Haiti may only have a slim chance of advancing to the knockout stages, but the team say they won’t go down without a fight Tuesday as some players draw on family history to lay down a legacy on their Women’s World Cup debut.
Ahead of their Group D match against Denmark, Haiti midfielder Danielle Etienne, 22 – whose father Derrick played for the men’s national team – says her family are right behind her.
“I know I’m making my grandfather proud, I’m making my parents proud as well,” Etienne told CNN after a training session Sunday.
Etienne joined Haiti’s youth set-up at age 14 and represented the team at the U-20 Women’s World Cup in 2018 – the first time a Caribbean nation has appeared in that tournament.
She says her grandfather in particular has been invested in her soccer journey.
“He calls my dad after every game to get an update and check in,” she said. “He always says thank you which I think is kind of ironic because it’s like ‘Thank you for being Haitian so I can play for the national team’. But he always says thank you for representing my country.”
Etienne’s fellow midfielder Milan Pierre-Jerome, 21, says she was inspired by her father, Reginald, a former goalkeeper for the Haitian men’s team.
“Ever since I was a little girl I’ve always wanted to play for Haiti because my father played for Haiti.
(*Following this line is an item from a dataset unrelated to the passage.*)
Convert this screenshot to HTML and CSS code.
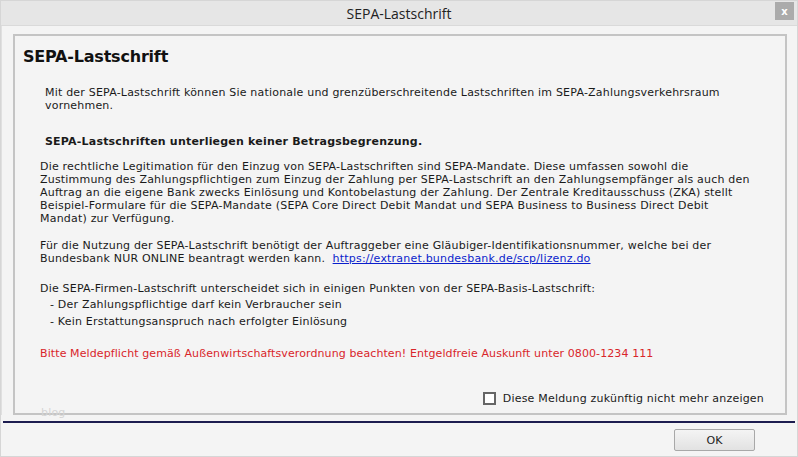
FILE: index.html
```html
<!DOCTYPE html>
<html lang="de">
<head>
  <meta charset="UTF-8">
  <title>SEPA-Lastschrift</title>
<link rel="stylesheet" href="styles.css">
</head>
<body>
<div class="dialog">
  <header class="titlebar">
    <span class="title">SEPA-Lastschrift</span>
    <button class="close">x</button>
  </header>
  <div class="dialog-body">
    <div class="panel">
      <h1>SEPA-Lastschrift</h1>
      <p class="intro">Mit der SEPA-Lastschrift können Sie nationale und grenzüberschreitende Lastschriften im SEPA-Zahlungsverkehrsraum<br>vornehmen.</p>
      <p class="notice">SEPA-Lastschriften unterliegen keiner Betragsbegrenzung.</p>
      <p class="text">Die rechtliche Legitimation für den Einzug von SEPA-Lastschriften sind SEPA-Mandate. Diese umfassen sowohl die<br>Zustimmung des Zahlungspflichtigen zum Einzug der Zahlung per SEPA-Lastschrift an den Zahlungsempfänger als auch den<br>Auftrag an die eigene Bank zwecks Einlösung und Kontobelastung der Zahlung. Der Zentrale Kreditausschuss (ZKA) stellt<br>Beispiel-Formulare für die SEPA-Mandate (SEPA Core Direct Debit Mandat und SEPA Business to Business Direct Debit<br>Mandat) zur Verfügung.</p>
      <p class="text">Für die Nutzung der SEPA-Lastschrift benötigt der Auftraggeber eine Gläubiger-Identifikationsnummer, welche bei der<br>Bundesbank NUR ONLINE beantragt werden kann. &nbsp;<a href="https://extranet.bundesbank.de/scp/lizenz.do">https://extranet.bundesbank.de/scp/lizenz.do</a></p>
      <p class="text firmen">Die SEPA-Firmen-Lastschrift unterscheidet sich in einigen Punkten von der SEPA-Basis-Lastschrift:</p>
      <ul class="points">
        <li>- Der Zahlungspflichtige darf kein Verbraucher sein</li>
        <li>- Kein Erstattungsanspruch nach erfolgter Einlösung</li>
      </ul>
      <p class="warning">Bitte Meldepflicht gemäß Außenwirtschaftsverordnung beachten! Entgeldfreie Auskunft unter 0800-1234 111</p>
      <label class="dont-show"><span class="box"></span>Diese Meldung zukünftig nicht mehr anzeigen</label>
      <span class="watermark">blog</span>
    </div>
  </div>
  <footer class="buttons">
    <button class="ok">OK</button>
  </footer>
</div>
</body>
</html>
```

FILE: styles.css
```css
body {
  margin: 0;
  padding: 0;
  background: #f4f4f4;
}
.dialog {
  width: 798px;
  height: 457px;
  box-sizing: border-box;
  border: 1px solid #d6d6d6;
  background: #f4f4f4;
  display: flex;
  flex-direction: column;
  font-family: "DejaVu Sans", Verdana, sans-serif;
  font-size: 11px;
  letter-spacing: 0.2px;
  color: #1a1a1a;
}
.titlebar {
  height: 24px;
  background: #e6e6e6;
  border-bottom: 1px solid #dadada;
  display: flex;
  align-items: center;
  justify-content: center;
  position: relative;
  letter-spacing: 0;
}
.title {
  font-family: "Open Sans", "Noto Sans", sans-serif;
  font-size: 14px;
  color: #222;
}
.close {
  position: absolute;
  right: 3px;
  top: 1px;
  width: 19px;
  height: 18px;
  border: none;
  background: #ababab;
  color: #fff;
  font-family: "DejaVu Sans", sans-serif;
  font-size: 10px;
  font-weight: bold;
  padding: 0;
}
.dialog-body {
  padding: 8px 10px 0 11px;
  border-left: 1px solid #e0e0e0;
}
.panel {
  height: 381px;
  box-sizing: border-box;
  border: 2px solid #c4c4c4;
  padding: 11px 10px 0 8px;
  position: relative;
}
h1 {
  margin: 0;
  font-family: "DejaVu Sans", Tahoma, sans-serif;
  font-size: 16px;
  font-weight: bold;
  color: #111;
  letter-spacing: -0.2px;
}
p {
  margin: 0;
  line-height: 13px;
}
.intro {
  margin: 20px 0 0 22px;
}
.notice {
  margin: 23px 0 0 22px;
  font-weight: bold;
}
.text {
  margin: 12px 0 0 17px;
}
.text + .text {
  margin-top: 14px;
}
.text.firmen {
  margin-top: 17px;
}
.points {
  list-style: none;
  margin: 1px 0 0 27px;
  padding: 0;
}
.points li {
  line-height: 17px;
}
.warning {
  margin: 17px 0 0 17px;
  color: #d9252a;
  letter-spacing: 0.1px;
}
a {
  color: #0a1ecc;
}
.dont-show {
  display: flex;
  align-items: center;
  justify-content: flex-end;
  margin: 32px 11px 0 0;
}
.box {
  width: 9px;
  height: 9px;
  border: 2px solid #666;
  background: #fff;
  margin-right: 7px;
}
.watermark {
  position: absolute;
  left: 26px;
  bottom: -6px;
  color: #d4d4d4;
  font-size: 11px;
}
.buttons {
  margin-top: 6px;
  border-top: 2px solid #1d1d50;
  margin-left: 2px;
  margin-right: 2px;
  display: flex;
  justify-content: flex-end;
  padding: 6px 40px 0 0;
}
.ok {
  width: 81px;
  height: 22px;
  border: 1px solid #a8a8a8;
  border-radius: 2px;
  background: linear-gradient(#f4f4f4, #e2e2e2);
  font-family: "DejaVu Sans", sans-serif;
  font-size: 11px;
  color: #222;
}
```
And he always used to tell me the stories about how they were trying to qualify for the World Cup,” Pierre-Jerome said.
After Haiti qualified for this year’s tournament, Pierre-Jerome says her dad was “speechless.”
“He’s very proud of me,” she’s said. “And he’s proud of us and what we’ve done and … we’re not finished yet.”
Family legacy
Haiti defied expectations in their opening game against England as the Caribbean nation matched the Lionesses almost every step of the way, eventually succumbing 1-0.
But after also losing 1-0 to China, Haiti goes into its final group match against Denmark facing an uphill climb to stay in the tournament.
The World Cup debutantes need a win to have any chance of making it to the Round of 16 – and for results elsewhere to go their way.
But even if they don’t make it through, the team has already made history as the first Haitian side to qualify for a World Cup since the men’s team bowed out in the group stages in 1974.
“I’ve always wanted to be a part of history in my own way, and with my purpose, and you know, for me, that’s soccer,” Pierre-Jerome said.
“Just being able to do this for our country is something that means a lot to me and, honestly makes me very emotional. To be able to say that we’ve done it is something that’s amazing.”
But while the team represent Haiti, they’ve had to practice elsewhere.
Ahead of the World Cup, the team trained in Switzerland and South Korea, according to a representative of the Haitian Federation of Football.
Haiti is a country scarred by the effects of political unrest and natural disasters. It remains one of the poorest nations in the Caribbean despite a proud history of being forged in the fires of a slave-led rebellion that defeated colonial powers and won its people’s independence.
A 7.0-magnitude earthquake in January 2010 devastated the country and left up to 300,000 people dead. Gang violence and widespread insecurity have only deepened since President Jovenel Moise was assassinated in 2021 in his bedroom.
For Etienne, representing Haiti at the Women’s World Cup is also about cementing a legacy for generations to come.
She told CNN she’s playing now for her son, who was born at the start of the year. Etienne was back with the team just two months later and said she wanted her son to know his mother had played for Haiti in their inaugural Women’s World Cup.
“It’s definitely been a learning experience because no one for Haiti has ever had a baby and then come back and played,” she said.
And Etienne has her eyes on the future, in more ways than one.
“I was talking to my dad the other day about things that we can even do to try to help in the future for any other players who experience this, start a family and then you know, want to come back and play,” she said.
“Because, you know, it doesn’t have to be over now.”